## What the task requires
Produce an exact copy of the lines below that run from the line containing "What React, TypeScript" to the line containing "import React from", inclusive; any picture is omitted.
--- start Given records ---
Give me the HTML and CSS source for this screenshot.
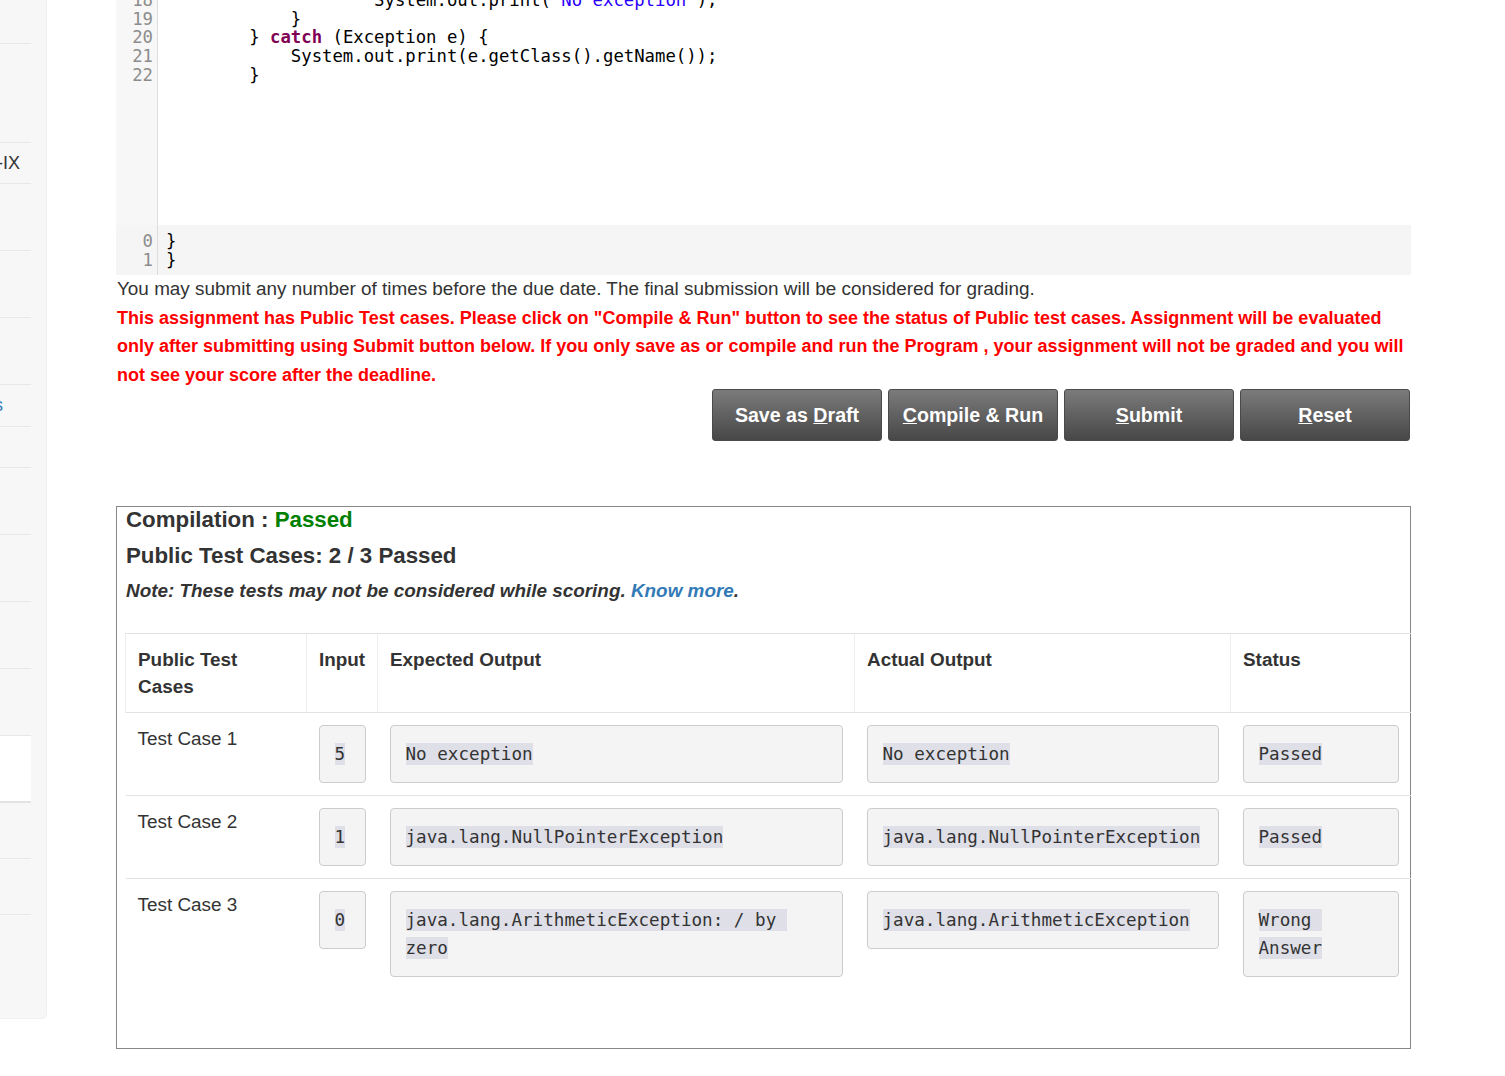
FILE: index.html
```html
<!DOCTYPE html>
<html lang="en">
<head>
<meta charset="utf-8">
<title>Assignment</title>
<link rel="stylesheet" href="styles.css">
</head>
<body>
<div class="page">
  <aside class="sidebar">
    <div class="nav-item h44"></div>
    <div class="nav-item h99"></div>
    <div class="nav-item h41"><span>Week-IX</span></div>
    <div class="nav-item h67"></div>
    <div class="nav-item h67"></div>
    <div class="nav-item h67"></div>
    <div class="nav-item h42 link"><span>Tests</span></div>
    <div class="nav-item h41"></div>
    <div class="nav-item h67"></div>
    <div class="nav-item h67"></div>
    <div class="nav-item h67"></div>
    <div class="nav-item h67"></div>
    <div class="nav-item h67 active"></div>
    <div class="nav-item h56"></div>
    <div class="nav-item h56"></div>
    <div class="nav-item last"></div>
  </aside>

  <main class="main">
    <div class="editor">
      <div class="cm-main">
        <div class="cm-gutter">18<br>19<br>20<br>21<br>22</div>
<div class="cm-code">                    System.out.print(<span class="str">"No exception"</span>);
            }
        } <span class="kw">catch</span> (Exception e) {
            System.out.print(e.getClass().getName());
        }</div>
      </div>
      <div class="cm-suffix">
        <div class="cm-gutter plain">0<br>1</div>
<div class="cm-code">}
}</div>
      </div>
    </div>

    <p class="info">You may submit any number of times before the due date. The final submission will be considered for grading.</p>
    <p class="info warn">This assignment has Public Test cases. Please click on "Compile &amp; Run" button to see the status of Public test cases. Assignment will be evaluated only after submitting using Submit button below. If you only save as or compile and run the Program , your assignment will not be graded and you will not see your score after the deadline.</p>

    <div class="actions">
      <button class="btn">Save as <u>D</u>raft</button>
      <button class="btn"><u>C</u>ompile &amp; Run</button>
      <button class="btn"><u>S</u>ubmit</button>
      <button class="btn"><u>R</u>eset</button>
    </div>

    <section class="result">
      <div class="res-title">Compilation : <span class="ok">Passed</span></div>
      <div class="res-title second">Public Test Cases: 2 / 3 Passed</div>
      <div class="res-note">Note: These tests may not be considered while scoring. <a class="more" href="#">Know more</a>.</div>

      <table class="cases">
        <colgroup>
          <col class="c-name">
          <col class="c-input">
          <col class="c-exp">
          <col class="c-act">
          <col class="c-status">
        </colgroup>
        <thead>
          <tr>
            <th>Public Test Cases</th>
            <th>Input</th>
            <th>Expected Output</th>
            <th>Actual Output</th>
            <th>Status</th>
          </tr>
        </thead>
        <tbody>
          <tr>
            <td>Test Case 1</td>
            <td><pre class="out"><span class="hl">5</span></pre></td>
            <td><pre class="out"><span class="hl">No exception</span></pre></td>
            <td><pre class="out"><span class="hl">No exception</span></pre></td>
            <td><pre class="out"><span class="hl">Passed</span></pre></td>
          </tr>
          <tr>
            <td>Test Case 2</td>
            <td><pre class="out"><span class="hl">1</span></pre></td>
            <td><pre class="out"><span class="hl">java.lang.NullPointerException</span></pre></td>
            <td><pre class="out"><span class="hl">java.lang.NullPointerException</span></pre></td>
            <td><pre class="out"><span class="hl">Passed</span></pre></td>
          </tr>
          <tr>
            <td>Test Case 3</td>
            <td><pre class="out"><span class="hl">0</span></pre></td>
            <td><pre class="out"><span class="hl">java.lang.ArithmeticException: / by zero</span></pre></td>
            <td><pre class="out"><span class="hl">java.lang.ArithmeticException</span></pre></td>
            <td><pre class="out"><span class="hl">Wrong Answer</span></pre></td>
          </tr>
        </tbody>
      </table>
    </section>
  </main>
</div>
</body>
</html>
```

FILE: styles.css
```css
* { box-sizing: border-box; }

body {
  margin: 0;
  font-family: "Liberation Sans", Arial, sans-serif;
  color: #333;
  background: #fff;
  overflow: hidden;
}

.page {
  display: flex;
  align-items: flex-start;
}

/* ---------- sidebar ---------- */
.sidebar {
  flex: none;
  width: 47px;
  background: #f7f7f7;
  border-right: 1px solid #f0f0f0;
  border-bottom: 1px solid #f0f0f0;
  border-radius: 0 0 5px 0;
  padding-right: 15px;
}

.nav-item {
  width: 31px;
  border-bottom: 1px solid #e8e8e8;
  display: flex;
  align-items: center;
  justify-content: flex-end;
  overflow: hidden;
  white-space: nowrap;
  font-size: 18px;
  color: #333;
  padding-right: 11px;
}
.nav-item.link { color: #337ab7; padding-right: 28px; }
.nav-item.active { background: #fff; border-bottom: 2px solid #e2e2e2; }
.nav-item.last { border-bottom: none; height: 103px; }

.h41 { height: 41px; }
.h42 { height: 42px; }
.h44 { height: 44px; }
.h56 { height: 56px; }
.h67 { height: 67px; }
.h99 { height: 99px; }

/* ---------- main ---------- */
.main {
  flex: none;
  width: 1295px;
  margin-left: 69px;
}

.editor {
  margin-top: -9px;
  font-family: "DejaVu Sans Mono", "Liberation Mono", monospace;
  font-size: 17.3px;
  line-height: 18.7px;
}

.cm-main {
  display: flex;
  height: 234px;
  background: #fff;
}

.cm-suffix {
  display: flex;
  height: 50px;
  background: #f5f5f5;
}

.cm-gutter {
  flex: none;
  width: 42px;
  background: #f7f7f7;
  border-right: 1px solid #dddddd;
  text-align: right;
  padding-right: 4px;
  color: #8c8c8c;
}
.cm-gutter.plain { background: transparent; padding-top: 7px; }

.cm-code {
  padding-left: 8px;
  white-space: pre;
  color: #000;
}
.cm-suffix .cm-code { padding-top: 7px; }

.kw { color: #7f0055; font-weight: bold; }
.str { color: #2a00ff; }

.info {
  margin: 0;
  font-size: 18.9px;
  line-height: 28.5px;
  padding-left: 1px;
}
.warn {
  color: #ff0000;
  font-weight: bold;
  font-size: 18px;
}

/* ---------- buttons ---------- */
.actions {
  display: flex;
  justify-content: flex-end;
  gap: 6px;
  padding-right: 1px;
}

.btn {
  width: 170px;
  height: 52px;
  border: 1px solid #4a4a4a;
  border-radius: 3px;
  background: linear-gradient(#7b7b7b, #474747);
  color: #fff;
  font-family: "Liberation Sans", Arial, sans-serif;
  font-weight: bold;
  font-size: 19.6px;
  padding: 0;
  cursor: pointer;
}

/* ---------- result ---------- */
.result {
  margin-top: 65px;
  border: 1px solid #888;
  padding: 0 0 59px 8px;
}

.res-title {
  font-size: 22.3px;
  font-weight: bold;
  line-height: 26px;
  padding-left: 1px;
}
.res-title.second { margin-top: 10px; }
.ok { color: #008000; }

.res-note {
  margin-top: 9px;
  font-size: 18.9px;
  line-height: 26px;
  font-weight: bold;
  font-style: italic;
  padding-left: 1px;
}
.more { color: #337ab7; text-decoration: none; }

.cases {
  margin-top: 29px;
  width: 1285px;
  table-layout: fixed;
  border-collapse: collapse;
  font-size: 18.9px;
  line-height: 27px;
}
.c-name { width: 181px; }
.c-input { width: 71px; }
.c-exp { width: 477px; }
.c-act { width: 376px; }
.c-status { width: 180px; }

.cases th {
  text-align: left;
  vertical-align: top;
  padding: 12px;
  font-weight: bold;
  border-top: 1px solid #e2e2e2;
  border-bottom: 1px solid #e2e2e2;
  border-left: 1px solid #eeeeee;
}
.cases td {
  vertical-align: top;
  padding: 12px;
  border-top: 1px solid #e2e2e2;
}

.out {
  margin: 0;
  padding: 14px 13px 14px 15px;
  background: #f4f4f4;
  border: 1px solid #cccccc;
  border-radius: 4px;
  font-family: "DejaVu Sans Mono", "Liberation Mono", monospace;
  font-size: 17.6px;
  line-height: 28px;
  color: #333;
  white-space: pre-wrap;
  word-break: normal;
}
.hl { background: #dfdfe7; padding: 1px 0; }
```
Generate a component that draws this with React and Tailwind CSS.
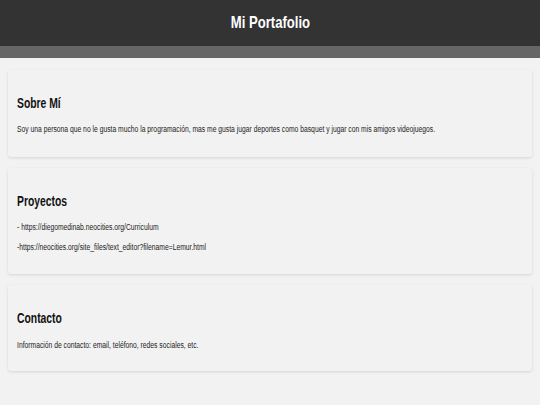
const font = { fontFamily: '"Liberation Sans", Arial, sans-serif' };

function Card({ title, children, className = "" }) {
  return (
    <section
      className={`mx-2 rounded-[3px] bg-[#f2f2f2] px-[9px] pt-[25px] shadow-[0_1px_3px_rgba(0,0,0,0.12)] ${className}`}
    >
      <h2 className="origin-left scale-x-[0.74] whitespace-nowrap text-[14px] font-bold leading-[16px] text-[#111]">
        {title}
      </h2>
      {children}
    </section>
  );
}

function Line({ children, className = "" }) {
  return (
    <p
      className={`origin-left scale-x-[0.795] whitespace-nowrap text-[8.5px] leading-[10px] text-[#222] ${className}`}
    >
      {children}
    </p>
  );
}

export default function App() {
  return (
    <div className="min-h-screen overflow-hidden bg-[#f2f2f2]" style={font}>
      <header className="flex h-[46px] items-center justify-center bg-[#333]">
        <h1 className="scale-x-[0.77] text-[17px] font-bold leading-[20px] text-white">Mi Portafolio</h1>
      </header>
      <nav className="h-[12px] bg-[#666]" />

      <main className="flex flex-col gap-[11px] pt-[12px]">
        <Card title="Sobre Mí" className="pb-[23px]">
          <Line className="mt-[13px]">
            Soy una persona que no le gusta mucho la programación, mas me gusta jugar deportes como basquet y jugar con mis amigos videojuegos.
          </Line>
        </Card>

        <Card title="Proyectos" className="pb-[22px]">
          <div className="mt-[13px] flex flex-col gap-[10px]">
            <Line>- https://diegomedinab.neocities.org/Curriculum</Line>
            <Line>-https://neocities.org/site_files/text_editor?filename=Lemur.html</Line>
          </div>
        </Card>

        <Card title="Contacto" className="pb-[21px]">
          <Line className="mt-[14px]">
            Información de contacto: email, teléfono, redes sociales, etc.
          </Line>
        </Card>
      </main>
    </div>
  );
}
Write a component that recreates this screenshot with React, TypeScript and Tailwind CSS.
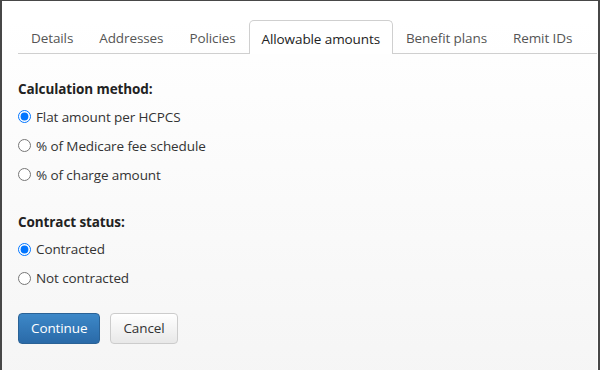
import { useState } from 'react';

const TABS = ['Details', 'Addresses', 'Policies', 'Allowable amounts', 'Benefit plans', 'Remit IDs'];

const METHODS = ['Flat amount per HCPCS', '% of Medicare fee schedule', '% of charge amount'];
const STATUSES = ['Contracted', 'Not contracted'];

function RadioRow({ name, label, checked, onChange }: { name: string; label: string; checked: boolean; onChange: () => void }) {
  return (
    <label className="flex h-[29px] items-center gap-[5px]">
      <input type="radio" name={name} checked={checked} onChange={onChange} className="m-0 h-[13px] w-[13px]" />
      <span>{label}</span>
    </label>
  );
}

export default function App() {
  const [method, setMethod] = useState(METHODS[0]);
  const [status, setStatus] = useState(STATUSES[0]);

  return (
    <div
      className="h-[370px] w-[600px] border-b-[3px] border-l-2 border-r-2 border-t border-[#474747] text-[13.5px] tracking-[-0.1px] text-[#333]"
      style={{ fontFamily: '"Open Sans", "Noto Sans", sans-serif' }}
    >
      <div className="h-full border-b border-r border-white bg-gradient-to-b from-white to-[#f5f5f5] pl-4">
        {/* Tabs */}
        <div className="mt-[19px] flex h-[34px] whitespace-nowrap border-b border-[#cfcfcf]">
          {TABS.map((t) => {
            const active = t === 'Allowable amounts';
            return (
              <div
                key={t}
                className={
                  active
                    ? '-mb-px flex items-center rounded-t-[5px] border border-b-0 border-[#cfcfcf] bg-white px-[12px] pt-[3px] text-[#222]'
                    : 'flex items-center border border-transparent px-[12px] pt-[3px] text-[#555]'
                }
              >
                {t}
              </div>
            );
          })}
        </div>

        {/* Form */}
        <div className="pt-[25px]">
          <div className="mb-[3px] font-bold text-[#222]">Calculation method:</div>
          {METHODS.map((m) => (
            <RadioRow key={m} name="method" label={m} checked={method === m} onChange={() => setMethod(m)} />
          ))}

          <div className="mb-[2px] mt-[23px] font-bold text-[#222]">Contract status:</div>
          {STATUSES.map((s) => (
            <RadioRow key={s} name="status" label={s} checked={status === s} onChange={() => setStatus(s)} />
          ))}

          <div className="mt-[20px] flex gap-[10px]">
            <button className="h-[31px] rounded-[4px] border border-[#2a6296] bg-gradient-to-b from-[#3d88c8] to-[#2a6aa8] px-[12px] text-white">
              Continue
            </button>
            <button className="h-[31px] rounded-[4px] border border-[#cccccc] bg-gradient-to-b from-white to-[#e8e8e8] px-[12px] text-[#333]">
              Cancel
            </button>
          </div>
        </div>
      </div>
    </div>
  );
}
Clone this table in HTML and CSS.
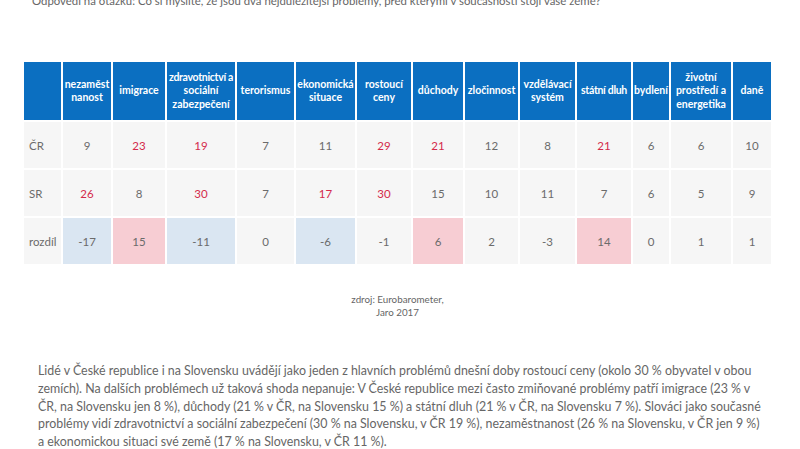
FILE: index.html
```html
<!DOCTYPE html>
<html lang="cs">
<head>
<meta charset="utf-8">
<link rel="stylesheet" href="styles.css">
</head>
<body>
<div class="page">
  <p class="question">Odpovědi na otázku: Co si myslíte, že jsou dvá nejdůležitější problémy, před kterými v současnosti stojí vaše země?</p>
  <div class="table-wrap">
    <table class="data">
      <colgroup>
        <col class="c37"><col class="c48"><col class="c52"><col class="c68"><col class="c57"><col class="c59"><col class="c54"><col class="c50"><col class="c53"><col class="c55"><col class="c54"><col class="c36"><col class="c60"><col class="c38">
      </colgroup>
      <thead>
        <tr>
          <th></th>
          <th>nezaměst nanost</th>
          <th>imigrace</th>
          <th><span class="nw">zdravotnictví a</span><br>sociální<br>zabezpečení</th>
          <th>terorismus</th>
          <th>ekonomická situace</th>
          <th>rostoucí ceny</th>
          <th>důchody</th>
          <th>zločinnost</th>
          <th>vzdělávací systém</th>
          <th><span class="nw">státní dluh</span></th>
          <th>bydlení</th>
          <th>životní<br>prostředí a<br>energetika</th>
          <th>daně</th>
        </tr>
      </thead>
      <tbody>
        <tr>
          <td class="label">ČR</td>
          <td>9</td><td class="red">23</td><td class="red">19</td><td>7</td><td>11</td><td class="red">29</td><td class="red">21</td><td>12</td><td>8</td><td class="red">21</td><td>6</td><td>6</td><td>10</td>
        </tr>
        <tr>
          <td class="label">SR</td>
          <td class="red">26</td><td>8</td><td class="red">30</td><td>7</td><td class="red">17</td><td class="red">30</td><td>15</td><td>10</td><td>11</td><td>7</td><td>6</td><td>5</td><td>9</td>
        </tr>
        <tr>
          <td class="label">rozdíl</td>
          <td class="blue">-17</td><td class="pink">15</td><td class="blue">-11</td><td>0</td><td class="blue">-6</td><td>-1</td><td class="pink">6</td><td>2</td><td>-3</td><td class="pink">14</td><td>0</td><td>1</td><td>1</td>
        </tr>
      </tbody>
    </table>
    <p class="source">zdroj: Eurobarometer,<br>Jaro 2017</p>
  </div>
  <p class="text">Lidé v České republice i na Slovensku uvádějí jako jeden z hlavních problémů dnešní doby rostoucí ceny (okolo 30 % obyvatel v obou<br>zemích). Na dalších problémech už taková shoda nepanuje: V České republice mezi často zmiňované problémy patří imigrace (23 % v<br>ČR, na Slovensku jen 8 %), důchody (21 % v ČR, na Slovensku 15 %) a státní dluh (21 % v ČR, na Slovensku 7 %). Slováci jako současné<br>problémy vidí zdravotnictví a sociální zabezpečení (30 % na Slovensku, v ČR 19 %), nezaměstnanost (26 % na Slovensku, v ČR jen 9 %)<br>a ekonomickou situaci své země (17 % na Slovensku, v ČR 11 %).</p>
</div>
</body>
</html>
```

FILE: styles.css
```css
html, body {
  margin: 0;
  padding: 0;
  background: #ffffff;
  overflow: hidden;
}
body {
  font-family: Lato, "Open Sans", "Liberation Sans", sans-serif;
  color: #666666;
}
.page {
  width: 800px;
  height: 449px;
  overflow: hidden;
}
.question {
  margin: -8px 0 0 32px;
  font-size: 11.4px;
  line-height: 17px;
  white-space: nowrap;
  color: #666666;
}
.table-wrap {
  width: 751px;
  margin: 51px 0 0 22px;
}
.data {
  table-layout: fixed;
  width: 751px;
  border-collapse: separate;
  border-spacing: 2px;
  background: #ffffff;
}
.c37 { width: 37px; }
.c48 { width: 48px; }
.c52 { width: 52px; }
.c68 { width: 68px; }
.c57 { width: 57px; }
.c59 { width: 59px; }
.c54 { width: 54px; }
.c50 { width: 50px; }
.c53 { width: 53px; }
.c55 { width: 55px; }
.c36 { width: 36px; }
.c60 { width: 60px; }
.c38 { width: 38px; }
.data th {
  height: 58px;
  padding: 0;
  background: #0b6fc1;
  color: #ffffff;
  font-size: 10.5px;
  font-weight: 700;
  line-height: 13.5px;
  text-align: center;
  vertical-align: middle;
}
.nw {
  white-space: nowrap;
  letter-spacing: -0.3px;
}
.data td {
  height: 46px;
  padding: 0;
  background: #f6f6f6;
  font-size: 11.5px;
  text-align: center;
  vertical-align: middle;
  color: #6b6b6b;
}
.data td.label {
  text-align: left;
  padding-left: 5px;
}
.data td.red {
  color: #d42a4b;
}
.data td.blue {
  background: #dae6f2;
}
.data td.pink {
  background: #f7cdd3;
}
.source {
  margin: 27px 0 0 0;
  text-align: center;
  font-size: 9.8px;
  line-height: 13px;
  color: #666666;
}
.text {
  margin: 43px 0 0 38px;
  width: 760px;
  white-space: nowrap;
  font-size: 12.4px;
  line-height: 17.8px;
  color: #666666;
}
```
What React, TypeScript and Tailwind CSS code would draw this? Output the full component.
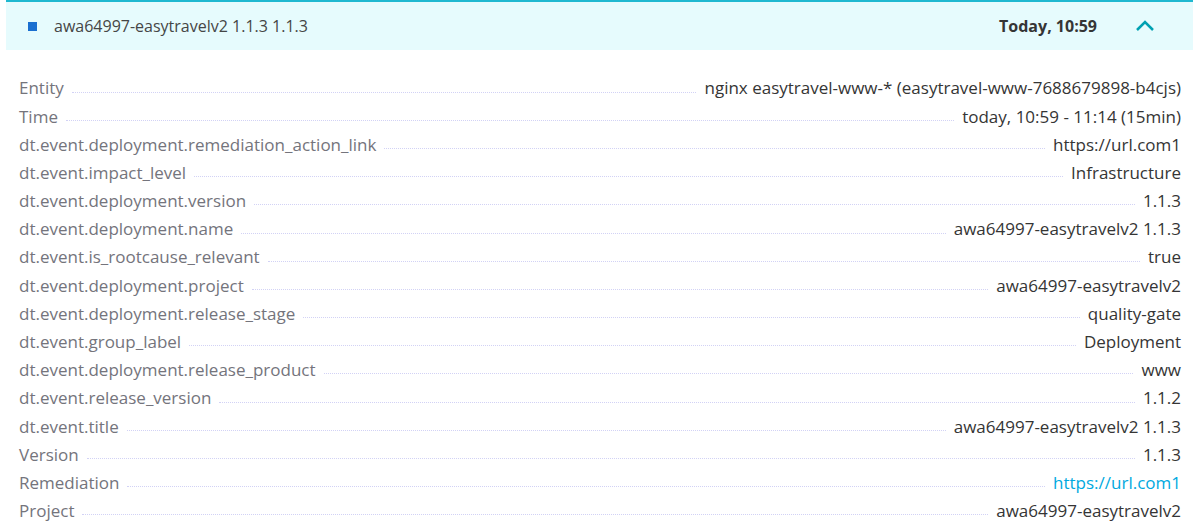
import React from "react";

const rows: { label: string; value: string; link?: boolean }[] = [
  { label: "Entity", value: "nginx easytravel-www-* (easytravel-www-7688679898-b4cjs)" },
  { label: "Time", value: "today, 10:59 - 11:14 (15min)" },
  { label: "dt.event.deployment.remediation_action_link", value: "https://url.com1" },
  { label: "dt.event.impact_level", value: "Infrastructure" },
  { label: "dt.event.deployment.version", value: "1.1.3" },
  { label: "dt.event.deployment.name", value: "awa64997-easytravelv2 1.1.3" },
  { label: "dt.event.is_rootcause_relevant", value: "true" },
  { label: "dt.event.deployment.project", value: "awa64997-easytravelv2" },
  { label: "dt.event.deployment.release_stage", value: "quality-gate" },
  { label: "dt.event.group_label", value: "Deployment" },
  { label: "dt.event.deployment.release_product", value: "www" },
  { label: "dt.event.release_version", value: "1.1.2" },
  { label: "dt.event.title", value: "awa64997-easytravelv2 1.1.3" },
  { label: "Version", value: "1.1.3" },
  { label: "Remediation", value: "https://url.com1", link: true },
  { label: "Project", value: "awa64997-easytravelv2" },
];

export default function App() {
  return (
    <div className="w-[1201px] h-[530px] overflow-hidden bg-white font-['Open_Sans',sans-serif] text-[16px]">
      {/* header */}
      <div className="mx-[6px] w-[1187px] h-[50px] bg-[#e6fbfd] border-t-2 border-[#1fb8d0] flex items-center">
        <span className="ml-[22px] w-[9px] h-[9px] bg-[#1a6fd0]" />
        <span className="ml-[17px] text-[#454646]">awa64997-easytravelv2 1.1.3 1.1.3</span>
        <span className="ml-auto font-bold text-[#353535]">Today, 10:59</span>
        <svg className="ml-[38px] mr-[38px]" width="20" height="12" viewBox="0 0 20 12">
          <path d="M2 10 L10 2 L18 10" fill="none" stroke="#00a1b2" strokeWidth="2.5" />
        </svg>
      </div>

      {/* details */}
      <div className="pl-[19px] pr-[20px] pt-[24px] text-[17px]">
        {rows.map((r) => (
          <div key={r.label} className="flex items-center h-[28.2px]">
            <span className="text-[#74747c] whitespace-nowrap">{r.label}</span>
            <span className="flex-1 mx-[8px] mt-[8px] border-b border-dotted border-[#d2d2f5]" />
            <span className={r.link ? "text-[#00a9e0] whitespace-nowrap" : "text-[#353535] whitespace-nowrap"}>
              {r.value}
            </span>
          </div>
        ))}
      </div>
    </div>
  );
}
--- end Given records ---
## Written reply
What React, TypeScript and Tailwind CSS code would draw this? Output the full component.
import React from "react";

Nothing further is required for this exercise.